A lot more than you might think. Plus, Massachusetts law now requires attorneys to preside over residential real estate closings.
Many buyers and sellers often wonder what a real estate closing attorney does other than conduct the closing. Well, quite a bit of work actually.
The closing attorney acts as the “quarterback” of the closing process, performing many time consuming tasks preparing a transaction from intake to closing. (Important note: many borrowers don’t realize that they may request to select their own closing attorney instead of the bank attorney. The new RESPA rules which went into effect on January 1 encourage lenders to allow borrowers to select from a list of attorneys or their own personal attorney. This will most often save you several hundred dollars because you won’t have to hire a separate attorney to review/negotiate the purchase and sale agreement.
When the title order arrives from the lender, the closing attorney first orders a municipal lien certificate, which verifies the real estate taxes and other municipal charges on the property. Insurance binders and payoffs of mortgages are also ordered.
The closing attorney is responsible for examining the title to the property. For purchases, the title is researched going back 50 years. The closing attorney carefully reviews the title examination to ensure there are no title defects; if there are any issues, the attorney will work with all parties to resolve them. Some title defects are extremely difficult to resolve. (By law, the closing attorney must provide new home buyers with a certification of title).
The closing attorney also coordinates the issuance of title insurance to the lender and the new home buyer. I always recommend that buyers obtain their own title insurance policies because even with the most accurate title examination, there can be hidden title defects that could derail a later sale or refinance. Look no further than the Land Court Ibanez foreclosure mess for what can happen when you don’t get an owner’s title policy.
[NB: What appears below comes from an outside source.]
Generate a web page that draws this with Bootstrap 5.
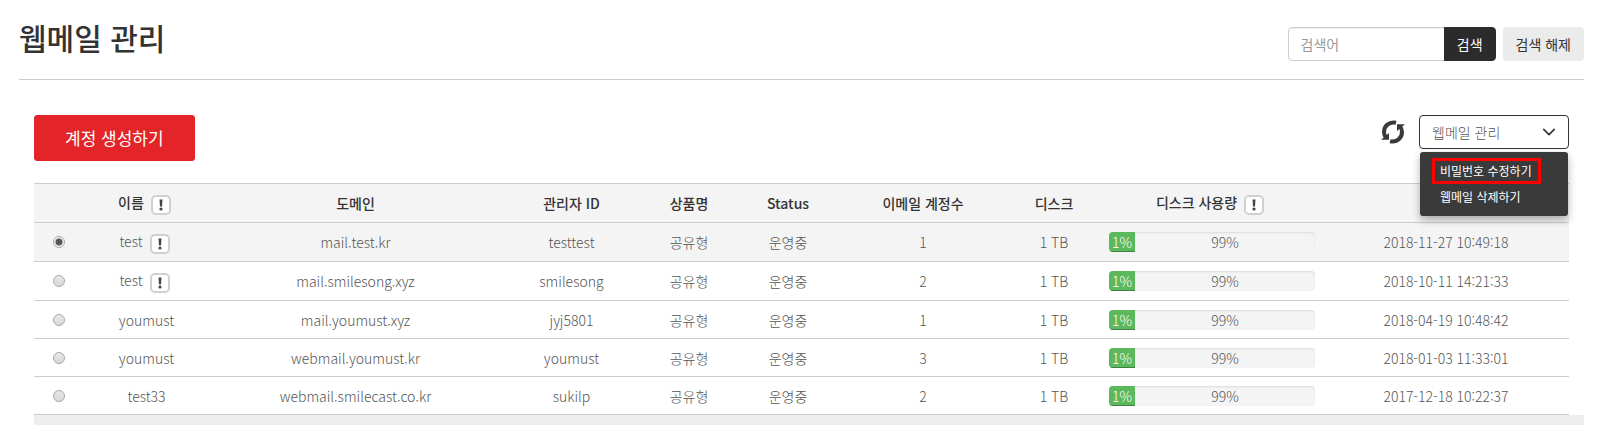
<!DOCTYPE html>
<html lang="ko">
<head>
<meta charset="utf-8">
<meta name="viewport" content="width=device-width, initial-scale=1">
<title>웹메일 관리</title>
<link href="https://cdn.jsdelivr.net/npm/bootstrap@5.3.0/dist/css/bootstrap.min.css" rel="stylesheet">
<style>
body { font-family: "Noto Sans CJK KR", sans-serif; font-size: 14px; line-height: 20px; font-weight: 300; color: #555; background: #fff; }
.page { padding: 0 21px 0 19px; }
.page-head { height: 80px; border-bottom: 1px solid #ccc; padding-bottom: 18px; }
.page-head h1 { font-size: 30px; line-height: 40px; padding-bottom: 4px; font-weight: 500; color: #333; }
.head-form { gap: 7px; }
.search-box { width: 208px; }
.form-control, .form-select, .head-btn { height: 34px; font-size: 14px; line-height: 20px; padding: 6px 12px; }
.form-control { font-weight: 400; border-color: #ccc; border-radius: 4px; box-shadow: inset 0 1px 1px rgba(0,0,0,.075); }
.form-control::placeholder { color: #999; }
.head-btn { font-weight: 400; border-radius: 4px; }
.btn-find, .btn-find:hover { background: #2b2b2b; color: #fff; border-color: #2b2b2b; }
.btn-clear, .btn-clear:hover { background: #ebebeb; color: #333; border-color: #ebebeb; }
.panel { padding: 35px 15px 0 15px; }
.toolbar { height: 68px; }
.btn-create, .btn-create:hover { background: #e32529; border-color: #e32529; color: #fff; font-size: 17px; line-height: 24px; padding: 10px 30px; border-radius: 3px; font-weight: 400; }
.tools { gap: 14px; }
.btn-refresh { width: 24px; height: 34px; line-height: 1; }
.manage { width: 150px; }
.form-select { font-weight: 300; color: #555; border-color: #333; border-radius: 4px; background-position: right 12px center; background-size: 14px 14px; }
.manage .dropdown-menu { top: 37px; left: 1px; right: 1px; min-width: 0; background: #3a3a3a; border: 0; border-radius: 3px; padding: 6px 12px; box-shadow: 0 4px 8px rgba(0,0,0,.3); }
.manage .dropdown-item { font-size: 12px; line-height: 18px; color: #fff; font-weight: 400; padding: 1px 5px; border: 3px solid transparent; width: 109px; }
.manage .dropdown-item:hover { background: transparent; }
.manage .marked { border-color: #f00; }
.accounts { table-layout: fixed; width: 100%; min-width: 1100px; text-align: center; border-collapse: collapse; }
.accounts th, .accounts td { border-top: 1px solid #ccc; border-bottom: 1px solid #ccc; padding: 8px; height: 38px; vertical-align: middle; white-space: nowrap; line-height: 20px; }
.accounts th { font-weight: 500; color: #333; }
.accounts thead tr, .accounts tr.chosen { background: #f4f4f4; }
.accounts tr.tall > * { height: 39px; }
.hint { width: 20px; height: 20px; border: 2px solid #d0d0d0; border-radius: 5px; background: #fff; padding: 0; margin: -1px 4px -1px 7px; display: inline-flex; align-items: center; justify-content: center; vertical-align: middle; }
.usage { height: 20px; border-radius: 4px; background: #f4f4f4; box-shadow: inset 0 1px 2px rgba(0,0,0,.1); font-size: 14px; }
.usage .progress-bar { background: #5cb85c; min-width: 26px; box-shadow: inset 0 -1px 0 rgba(0,0,0,.3); color: #fff; }
.usage .rest { flex: 1; text-align: center; color: #555; }
.accounts input { appearance: none; width: 12px; height: 12px; margin: 0 0 4px; border: 1px solid #aaa; border-radius: 50%; background: linear-gradient(#e8e8e8, #d8d8d8); vertical-align: middle; display: inline-block; }
.accounts input:checked { background: radial-gradient(circle, #555 0 3px, #eee 4px); }
.foot-strip { height: 10px; background: #eee; margin-right: -15px; }
</style>
<script src="https://cdn.jsdelivr.net/npm/bootstrap@5.3.0/dist/js/bootstrap.bundle.min.js"></script>
</head>
<body>
<svg class="d-none" aria-hidden="true">
  <symbol id="bang" viewBox="0 0 16 16"><path fill="#444" d="M6.500 2.500h3L9 9.500H7z"/><circle fill="#444" cx="8" cy="12" r="1.600"/></symbol>
</svg>
<main class="page">
  <header class="page-head d-flex justify-content-between align-items-end">
    <h1 class="mb-0">웹메일 관리</h1>
    <form class="d-flex head-form" onsubmit="return false">
      <div class="input-group flex-nowrap search-box">
        <input type="text" class="form-control" placeholder="검색어" aria-label="검색어">
        <button type="submit" class="btn head-btn btn-find">검색</button>
      </div>
      <button type="reset" class="btn head-btn btn-clear text-nowrap">검색 해제</button>
    </form>
  </header>
  <section class="panel">
    <div class="toolbar d-flex justify-content-between align-items-start">
      <button type="button" class="btn btn-create">계정 생성하기</button>
      <div class="d-flex tools">
        <button type="button" class="btn btn-refresh border-0 p-0" aria-label="새로고침">
          <svg width="24" height="24" viewBox="0 0 24 24" fill="none" stroke="#3a3a3a" stroke-width="4"><path d="M15 2.800C8 1.300 3 6 3 12c0 2 .6 4 2 5.500"/><path d="M9 21.200C16 22.700 21 18 21 12c0-2-.6-4-2-5.500"/><path d="M0 19.800L8 13v6.800zM24 4.200L16 11V4.200z" fill="#3a3a3a" stroke="none"/></svg>
        </button>
        <div class="manage position-relative">
          <select class="form-select" aria-label="작업"><option>웹메일 관리</option></select>
          <ul class="dropdown-menu show">
            <li><a class="dropdown-item marked" href="#">비밀번호 수정하기</a></li>
            <li><a class="dropdown-item" href="#">웹메일 삭제하기</a></li>
          </ul>
        </div>
      </div>
    </div>
    <table class="accounts">
      <colgroup><col style="width:50px"><col style="width:125px"><col style="width:293px"><col style="width:139px"><col style="width:96px"><col style="width:102px"><col style="width:168px"><col style="width:94px"><col style="width:222px"><col></colgroup>
      <thead>
        <tr class="tall"><th></th><th>이름<button type="button" class="hint" aria-label="도움말"><svg width="16" height="16"><use href="#bang"/></svg></button></th><th>도메인</th><th>관리자 ID</th><th>상품명</th><th>Status</th><th>이메일 계정수</th><th>디스크</th><th>디스크 사용량<button type="button" class="hint" aria-label="도움말"><svg width="16" height="16"><use href="#bang"/></svg></button></th><th></th></tr>
      </thead>
      <tbody>
        <tr class="tall chosen"><td><input type="radio" name="account" aria-label="mail.test.kr" checked></td><td>test<button type="button" class="hint" aria-label="도움말"><svg width="16" height="16"><use href="#bang"/></svg></button></td><td>mail.test.kr</td><td>testtest</td><td>공유형</td><td>운영중</td><td>1</td><td>1 TB</td><td><div class="progress usage"><div class="progress-bar" style="width:1%">1%</div><span class="rest">99%</span></div></td><td>2018-11-27 10:49:18</td></tr>
        <tr class="tall"><td><input type="radio" name="account" aria-label="mail.smilesong.xyz"></td><td>test<button type="button" class="hint" aria-label="도움말"><svg width="16" height="16"><use href="#bang"/></svg></button></td><td>mail.smilesong.xyz</td><td>smilesong</td><td>공유형</td><td>운영중</td><td>2</td><td>1 TB</td><td><div class="progress usage"><div class="progress-bar" style="width:1%">1%</div><span class="rest">99%</span></div></td><td>2018-10-11 14:21:33</td></tr>
        <tr><td><input type="radio" name="account" aria-label="mail.youmust.xyz"></td><td>youmust</td><td>mail.youmust.xyz</td><td>jyj5801</td><td>공유형</td><td>운영중</td><td>1</td><td>1 TB</td><td><div class="progress usage"><div class="progress-bar" style="width:1%">1%</div><span class="rest">99%</span></div></td><td>2018-04-19 10:48:42</td></tr>
        <tr><td><input type="radio" name="account" aria-label="webmail.youmust.kr"></td><td>youmust</td><td>webmail.youmust.kr</td><td>youmust</td><td>공유형</td><td>운영중</td><td>3</td><td>1 TB</td><td><div class="progress usage"><div class="progress-bar" style="width:1%">1%</div><span class="rest">99%</span></div></td><td>2018-01-03 11:33:01</td></tr>
        <tr><td><input type="radio" name="account" aria-label="webmail.smilecast.co.kr"></td><td>test33</td><td>webmail.smilecast.co.kr</td><td>sukilp</td><td>공유형</td><td>운영중</td><td>2</td><td>1 TB</td><td><div class="progress usage"><div class="progress-bar" style="width:1%">1%</div><span class="rest">99%</span></div></td><td>2017-12-18 10:22:37</td></tr>
      </tbody>
    </table>
    <div class="foot-strip"></div>
  </section>
</main>
</body>
</html>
As the closing day approaches, the closing attorney will coordinate with the lender for the preparation and delivery of numerous documents to be signed at closing, including the mortgage, promissory note, truth in lender disclosures, and most importantly, the HUD-1 Settlement Statement. The closing attorney will also coordinate with the seller to receive the deed to the property, final utility bills, smoke detector/CO2 certificates and condominium 6(d) certificates. As outlined in the Settlement Statement, the closing attorney is responsible for handling a number of issues at closing:
- Payoff and discharge of mortgages
- Payment and allocation of real estate taxes and utilities (water, oil, etc.)
- Payment of realtor commissions
- Disclosure and payment of lender fees and closing costs
- Funding of mortgage escrow account
- Payment of transfer taxes and recording fees
- Payment of pre-paid interest
- Distribution of sale proceeds
- Title V septic certification and condominium 6(d) certification
The closing attorney then conducts the closing. He will explain the numerous loan and closing documents signed by buyer and seller, collect and distribute all funds, and otherwise ensure that the closing is properly conducted.
After the closing, the attorney processes the loan funding, performs a title rundown to ensure there are no changes in the title, then records the deed, mortgage and other recordable instruments. The attorney will also ensure that all paid off mortgages and liens are discharged. Title insurance policies are issues several weeks after the closing.